Task objective
Transcribe every line from the top down to the line with "string; num?: boolean", both ends included, but not the pictures.

┄┄┄┄┄┄┄┄┄┄┄┄┄┄┄┄┄┄┄┄

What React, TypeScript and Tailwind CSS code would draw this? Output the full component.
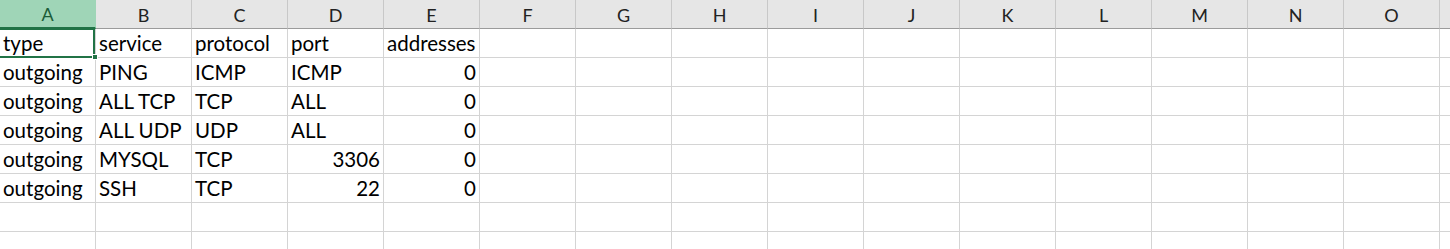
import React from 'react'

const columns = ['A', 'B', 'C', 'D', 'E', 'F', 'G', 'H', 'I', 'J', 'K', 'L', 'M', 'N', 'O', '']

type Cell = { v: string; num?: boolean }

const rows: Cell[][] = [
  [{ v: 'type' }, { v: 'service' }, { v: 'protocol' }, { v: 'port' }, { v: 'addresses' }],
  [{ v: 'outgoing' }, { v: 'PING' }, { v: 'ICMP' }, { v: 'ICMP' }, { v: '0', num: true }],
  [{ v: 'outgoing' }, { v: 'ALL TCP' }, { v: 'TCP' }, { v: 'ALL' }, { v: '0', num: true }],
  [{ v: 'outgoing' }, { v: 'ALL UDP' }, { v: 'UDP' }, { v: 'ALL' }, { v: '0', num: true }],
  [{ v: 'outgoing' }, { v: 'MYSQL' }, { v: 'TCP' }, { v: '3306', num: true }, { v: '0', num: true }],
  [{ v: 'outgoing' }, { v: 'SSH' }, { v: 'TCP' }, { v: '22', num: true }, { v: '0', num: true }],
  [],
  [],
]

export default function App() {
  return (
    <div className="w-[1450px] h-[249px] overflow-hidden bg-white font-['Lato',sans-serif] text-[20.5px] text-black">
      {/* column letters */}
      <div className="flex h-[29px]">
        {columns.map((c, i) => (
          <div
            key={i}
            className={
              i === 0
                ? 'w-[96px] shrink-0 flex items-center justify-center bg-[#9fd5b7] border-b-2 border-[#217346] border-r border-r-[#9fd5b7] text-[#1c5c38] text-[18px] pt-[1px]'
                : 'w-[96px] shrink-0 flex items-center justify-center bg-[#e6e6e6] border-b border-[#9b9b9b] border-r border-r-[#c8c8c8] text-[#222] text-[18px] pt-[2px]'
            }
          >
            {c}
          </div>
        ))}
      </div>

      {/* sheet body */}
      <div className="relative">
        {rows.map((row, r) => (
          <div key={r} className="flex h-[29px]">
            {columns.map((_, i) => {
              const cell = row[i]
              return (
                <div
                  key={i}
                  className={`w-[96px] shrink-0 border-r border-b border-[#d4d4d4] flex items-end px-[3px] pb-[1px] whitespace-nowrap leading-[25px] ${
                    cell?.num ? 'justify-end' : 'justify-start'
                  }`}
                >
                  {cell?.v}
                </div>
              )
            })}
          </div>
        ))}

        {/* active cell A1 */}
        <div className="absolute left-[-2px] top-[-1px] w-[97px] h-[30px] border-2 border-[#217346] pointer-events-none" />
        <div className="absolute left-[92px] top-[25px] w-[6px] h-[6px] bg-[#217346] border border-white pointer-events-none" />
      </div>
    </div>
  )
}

┄┄┄┄┄┄┄┄┄┄┄┄┄┄┄┄┄┄┄┄

Written solution
What React, TypeScript and Tailwind CSS code would draw this? Output the full component.
import React from 'react'

const columns = ['A', 'B', 'C', 'D', 'E', 'F', 'G', 'H', 'I', 'J', 'K', 'L', 'M', 'N', 'O', '']

type Cell = { v: string; num?: boolean }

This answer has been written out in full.